**SHORT EXERCISE:**
Exactly the lines from the one containing "What React and" through the one containing "h-[411px] bg-white text-black" are to be returned, please, without any pictures.
[Begin]
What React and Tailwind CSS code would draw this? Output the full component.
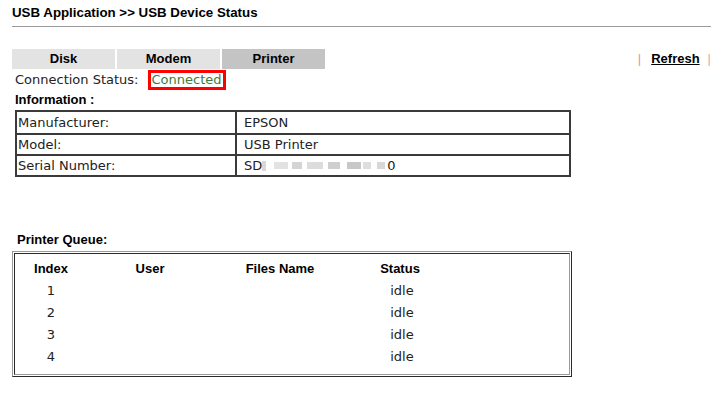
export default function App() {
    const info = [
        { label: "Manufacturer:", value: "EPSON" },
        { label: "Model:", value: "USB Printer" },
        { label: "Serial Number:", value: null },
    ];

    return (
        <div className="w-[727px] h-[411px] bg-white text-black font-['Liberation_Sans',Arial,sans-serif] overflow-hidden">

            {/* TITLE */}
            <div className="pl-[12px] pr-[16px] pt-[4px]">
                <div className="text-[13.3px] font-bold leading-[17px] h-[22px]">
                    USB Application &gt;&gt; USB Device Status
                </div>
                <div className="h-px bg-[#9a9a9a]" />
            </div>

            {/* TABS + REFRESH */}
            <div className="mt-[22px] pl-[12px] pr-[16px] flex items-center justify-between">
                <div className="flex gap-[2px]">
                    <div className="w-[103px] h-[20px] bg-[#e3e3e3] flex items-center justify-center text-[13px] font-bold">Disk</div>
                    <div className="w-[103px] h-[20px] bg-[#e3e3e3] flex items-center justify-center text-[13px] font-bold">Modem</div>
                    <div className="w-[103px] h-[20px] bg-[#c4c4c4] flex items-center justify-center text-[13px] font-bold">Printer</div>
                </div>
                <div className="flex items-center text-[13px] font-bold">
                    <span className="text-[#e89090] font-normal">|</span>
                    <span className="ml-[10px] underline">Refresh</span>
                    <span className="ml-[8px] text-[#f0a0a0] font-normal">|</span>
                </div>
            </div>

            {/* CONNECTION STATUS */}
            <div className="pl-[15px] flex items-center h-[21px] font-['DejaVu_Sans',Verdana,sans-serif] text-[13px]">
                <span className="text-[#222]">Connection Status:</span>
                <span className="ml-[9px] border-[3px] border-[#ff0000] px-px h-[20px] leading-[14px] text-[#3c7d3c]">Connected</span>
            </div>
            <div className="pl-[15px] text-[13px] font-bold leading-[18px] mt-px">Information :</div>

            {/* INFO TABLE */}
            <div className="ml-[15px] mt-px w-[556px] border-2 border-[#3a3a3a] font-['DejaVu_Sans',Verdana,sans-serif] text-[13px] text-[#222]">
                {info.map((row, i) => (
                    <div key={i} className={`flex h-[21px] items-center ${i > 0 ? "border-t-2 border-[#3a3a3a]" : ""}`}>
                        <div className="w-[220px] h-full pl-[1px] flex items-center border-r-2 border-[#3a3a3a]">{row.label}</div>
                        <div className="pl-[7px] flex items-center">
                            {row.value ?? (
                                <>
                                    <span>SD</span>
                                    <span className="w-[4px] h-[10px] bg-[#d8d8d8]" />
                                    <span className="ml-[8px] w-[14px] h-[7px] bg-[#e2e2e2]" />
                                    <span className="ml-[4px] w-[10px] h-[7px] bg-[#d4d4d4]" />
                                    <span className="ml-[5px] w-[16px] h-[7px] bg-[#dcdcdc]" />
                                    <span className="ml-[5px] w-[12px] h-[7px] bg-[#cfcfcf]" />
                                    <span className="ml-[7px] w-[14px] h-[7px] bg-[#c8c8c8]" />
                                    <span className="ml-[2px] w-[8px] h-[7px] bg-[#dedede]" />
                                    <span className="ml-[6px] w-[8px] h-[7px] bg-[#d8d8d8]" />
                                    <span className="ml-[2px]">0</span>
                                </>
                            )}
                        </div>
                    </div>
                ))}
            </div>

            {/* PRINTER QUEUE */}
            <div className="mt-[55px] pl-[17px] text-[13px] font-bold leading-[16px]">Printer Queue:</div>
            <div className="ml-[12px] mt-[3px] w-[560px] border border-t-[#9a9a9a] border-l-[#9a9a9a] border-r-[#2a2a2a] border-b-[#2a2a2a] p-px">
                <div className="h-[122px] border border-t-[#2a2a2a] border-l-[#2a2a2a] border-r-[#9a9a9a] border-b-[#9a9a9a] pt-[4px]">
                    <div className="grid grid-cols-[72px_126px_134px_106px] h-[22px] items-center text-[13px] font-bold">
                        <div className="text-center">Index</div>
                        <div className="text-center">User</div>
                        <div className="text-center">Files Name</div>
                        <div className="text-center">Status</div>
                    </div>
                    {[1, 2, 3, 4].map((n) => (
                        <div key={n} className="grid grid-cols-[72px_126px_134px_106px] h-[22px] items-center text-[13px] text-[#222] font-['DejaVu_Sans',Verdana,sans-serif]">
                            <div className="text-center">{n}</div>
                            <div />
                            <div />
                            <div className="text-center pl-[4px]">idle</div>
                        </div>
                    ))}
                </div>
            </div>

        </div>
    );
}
[End]
[Begin]
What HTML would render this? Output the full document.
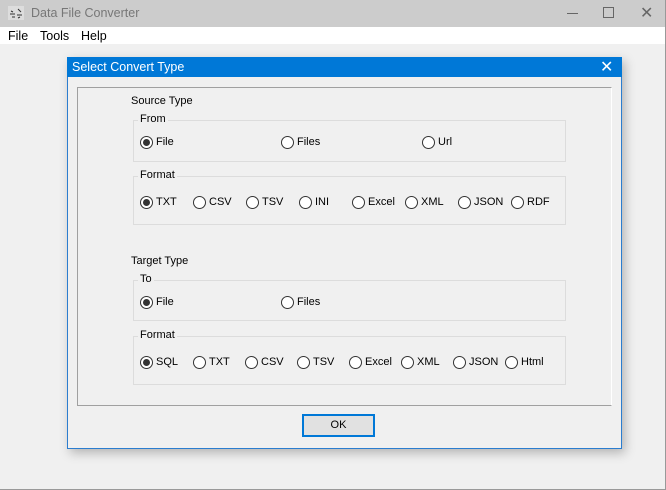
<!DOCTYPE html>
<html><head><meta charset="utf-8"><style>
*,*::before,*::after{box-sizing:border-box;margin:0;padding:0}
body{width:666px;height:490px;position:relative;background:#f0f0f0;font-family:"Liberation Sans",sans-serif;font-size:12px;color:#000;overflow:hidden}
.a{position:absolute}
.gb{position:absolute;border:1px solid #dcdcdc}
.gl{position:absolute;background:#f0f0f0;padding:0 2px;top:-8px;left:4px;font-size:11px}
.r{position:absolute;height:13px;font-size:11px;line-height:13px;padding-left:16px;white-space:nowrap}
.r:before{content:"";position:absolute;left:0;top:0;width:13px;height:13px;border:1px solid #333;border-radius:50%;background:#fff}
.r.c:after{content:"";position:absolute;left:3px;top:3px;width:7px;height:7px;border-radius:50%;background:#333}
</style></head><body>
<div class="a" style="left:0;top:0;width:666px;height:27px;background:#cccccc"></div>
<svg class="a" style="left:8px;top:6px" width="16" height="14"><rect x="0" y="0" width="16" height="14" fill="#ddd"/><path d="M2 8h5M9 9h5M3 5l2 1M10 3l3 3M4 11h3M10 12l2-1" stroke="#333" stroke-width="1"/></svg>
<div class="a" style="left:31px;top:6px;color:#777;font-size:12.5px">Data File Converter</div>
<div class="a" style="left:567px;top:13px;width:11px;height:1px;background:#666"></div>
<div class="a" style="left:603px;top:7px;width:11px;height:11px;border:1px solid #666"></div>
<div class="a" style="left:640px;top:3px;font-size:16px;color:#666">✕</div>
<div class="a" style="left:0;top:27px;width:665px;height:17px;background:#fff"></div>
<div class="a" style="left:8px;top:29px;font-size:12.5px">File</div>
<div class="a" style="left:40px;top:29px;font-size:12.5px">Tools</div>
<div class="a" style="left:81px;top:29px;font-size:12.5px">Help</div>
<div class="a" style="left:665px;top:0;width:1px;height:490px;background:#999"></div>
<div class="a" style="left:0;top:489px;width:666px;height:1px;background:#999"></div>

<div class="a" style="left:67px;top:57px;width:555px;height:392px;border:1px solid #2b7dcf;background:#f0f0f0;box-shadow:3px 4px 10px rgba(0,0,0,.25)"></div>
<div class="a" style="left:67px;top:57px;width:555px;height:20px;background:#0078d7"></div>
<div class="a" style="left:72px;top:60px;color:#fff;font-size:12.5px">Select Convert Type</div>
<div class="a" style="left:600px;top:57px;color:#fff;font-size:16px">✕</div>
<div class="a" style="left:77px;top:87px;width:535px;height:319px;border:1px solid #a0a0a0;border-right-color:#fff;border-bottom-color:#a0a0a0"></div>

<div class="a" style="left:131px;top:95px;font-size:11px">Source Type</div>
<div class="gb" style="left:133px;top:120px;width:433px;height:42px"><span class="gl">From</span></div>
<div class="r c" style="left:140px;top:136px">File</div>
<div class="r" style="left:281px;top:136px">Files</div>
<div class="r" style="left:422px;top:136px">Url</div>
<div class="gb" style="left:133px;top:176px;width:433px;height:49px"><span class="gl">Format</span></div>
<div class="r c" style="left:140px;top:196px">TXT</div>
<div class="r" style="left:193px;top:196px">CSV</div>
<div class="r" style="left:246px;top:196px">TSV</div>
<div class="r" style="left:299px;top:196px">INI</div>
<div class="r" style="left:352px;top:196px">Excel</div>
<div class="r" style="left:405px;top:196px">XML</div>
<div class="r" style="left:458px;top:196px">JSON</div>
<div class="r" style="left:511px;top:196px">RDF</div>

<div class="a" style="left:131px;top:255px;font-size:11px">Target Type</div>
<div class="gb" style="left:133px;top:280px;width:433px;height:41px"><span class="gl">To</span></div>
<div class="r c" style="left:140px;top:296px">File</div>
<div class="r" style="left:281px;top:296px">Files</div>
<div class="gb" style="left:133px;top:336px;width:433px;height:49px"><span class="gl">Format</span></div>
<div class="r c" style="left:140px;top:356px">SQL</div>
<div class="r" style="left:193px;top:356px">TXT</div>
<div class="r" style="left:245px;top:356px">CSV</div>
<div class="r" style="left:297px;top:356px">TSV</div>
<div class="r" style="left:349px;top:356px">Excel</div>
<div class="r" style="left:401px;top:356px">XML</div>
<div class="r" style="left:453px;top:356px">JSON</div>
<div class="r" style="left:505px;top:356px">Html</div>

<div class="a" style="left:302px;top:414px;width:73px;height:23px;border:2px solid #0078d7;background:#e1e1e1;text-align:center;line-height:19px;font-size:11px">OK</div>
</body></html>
[End]
[Begin]
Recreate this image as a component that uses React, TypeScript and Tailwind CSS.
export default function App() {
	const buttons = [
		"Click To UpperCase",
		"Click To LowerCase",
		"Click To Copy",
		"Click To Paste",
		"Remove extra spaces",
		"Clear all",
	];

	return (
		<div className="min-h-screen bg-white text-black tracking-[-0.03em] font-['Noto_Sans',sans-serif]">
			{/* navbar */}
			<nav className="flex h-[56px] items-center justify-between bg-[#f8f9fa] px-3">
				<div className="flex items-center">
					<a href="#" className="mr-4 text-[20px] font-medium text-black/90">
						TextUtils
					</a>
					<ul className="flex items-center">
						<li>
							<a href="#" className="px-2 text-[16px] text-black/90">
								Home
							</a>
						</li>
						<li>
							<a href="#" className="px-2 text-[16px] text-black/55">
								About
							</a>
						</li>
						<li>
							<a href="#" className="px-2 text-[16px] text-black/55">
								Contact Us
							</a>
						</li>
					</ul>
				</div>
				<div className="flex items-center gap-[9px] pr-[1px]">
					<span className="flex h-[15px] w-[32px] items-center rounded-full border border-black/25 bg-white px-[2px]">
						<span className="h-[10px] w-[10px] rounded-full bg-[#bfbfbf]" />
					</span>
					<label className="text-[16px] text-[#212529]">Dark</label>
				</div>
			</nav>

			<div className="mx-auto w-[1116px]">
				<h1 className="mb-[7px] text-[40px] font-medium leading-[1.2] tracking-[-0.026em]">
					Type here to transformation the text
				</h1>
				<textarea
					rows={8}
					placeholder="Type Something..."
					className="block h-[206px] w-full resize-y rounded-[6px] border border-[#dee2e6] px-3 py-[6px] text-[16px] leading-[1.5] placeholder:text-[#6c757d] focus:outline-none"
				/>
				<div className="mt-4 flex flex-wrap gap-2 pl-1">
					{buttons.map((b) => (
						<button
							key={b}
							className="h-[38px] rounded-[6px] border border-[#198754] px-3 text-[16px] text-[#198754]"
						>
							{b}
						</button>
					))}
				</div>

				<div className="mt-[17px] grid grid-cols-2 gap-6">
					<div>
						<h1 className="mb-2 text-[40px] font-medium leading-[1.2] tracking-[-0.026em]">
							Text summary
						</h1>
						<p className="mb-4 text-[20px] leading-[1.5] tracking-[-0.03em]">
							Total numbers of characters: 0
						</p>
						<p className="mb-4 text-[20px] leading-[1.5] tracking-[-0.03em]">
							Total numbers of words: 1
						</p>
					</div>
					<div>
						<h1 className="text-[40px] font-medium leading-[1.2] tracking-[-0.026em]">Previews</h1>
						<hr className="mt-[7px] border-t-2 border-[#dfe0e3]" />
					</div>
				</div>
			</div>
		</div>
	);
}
[End]
**ANSWER TO THIS TASK:**
What React and Tailwind CSS code would draw this? Output the full component.
export default function App() {
    const info = [
        { label: "Manufacturer:", value: "EPSON" },
        { label: "Model:", value: "USB Printer" },
        { label: "Serial Number:", value: null },
    ];

    return (
        <div className="w-[727px] h-[411px] bg-white text-black font-['Liberation_Sans',Arial,sans-serif] overflow-hidden">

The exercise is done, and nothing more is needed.